Panorama of Yedo (Tokyo) from Atagoyama, Felice Beato 1865

The Atago Shrine (愛宕神社, Atago Jinja) in Minato, Tokyo, Japan is a Shinto shrine established in 1603 (the eighth year of the Keichō era) on the order of shōgun Tokugawa Ieyasu. The current shrine buildings on the site date from 1958.

The shrine is located on Atagoyama, a hill rising 26 meters above sea level. In old times, the shrine had a splendid view of Tokyo, now obscured by high rises. The very steep stairs leading to the shrine are also famous, as they represent success in life.

According to legend, a young samurai dared to ride his horse up the stairs to deliver plum blossoms to the shōgun. It took his horse only one minute to get up, but 45 minutes to get down, and the horse was utterly exhausted afterwards. This scene is depicted in a painting in the main shrine hall.
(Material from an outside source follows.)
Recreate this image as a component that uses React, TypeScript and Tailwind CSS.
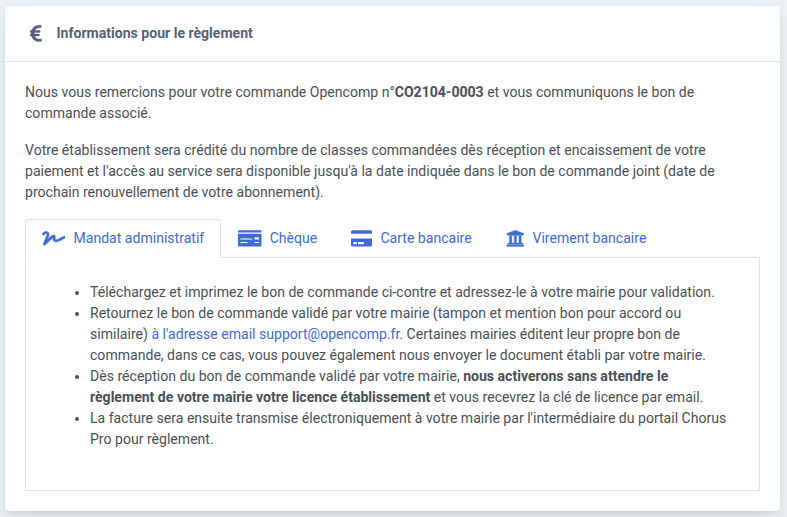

The shrine was erected to protect residents from fire, since its formerly excellent views were well suited to watch for fires, and therefore the main Shinto god worshipped in this shrine is the fire god Homusubi no Mikoto. Other gods worshipped are Mizuhanome no Mikoto (a god of water), Ōyamazumi no Mikoto (a god of mountains), and Yamato Takeru no Mikoto (a god of the military).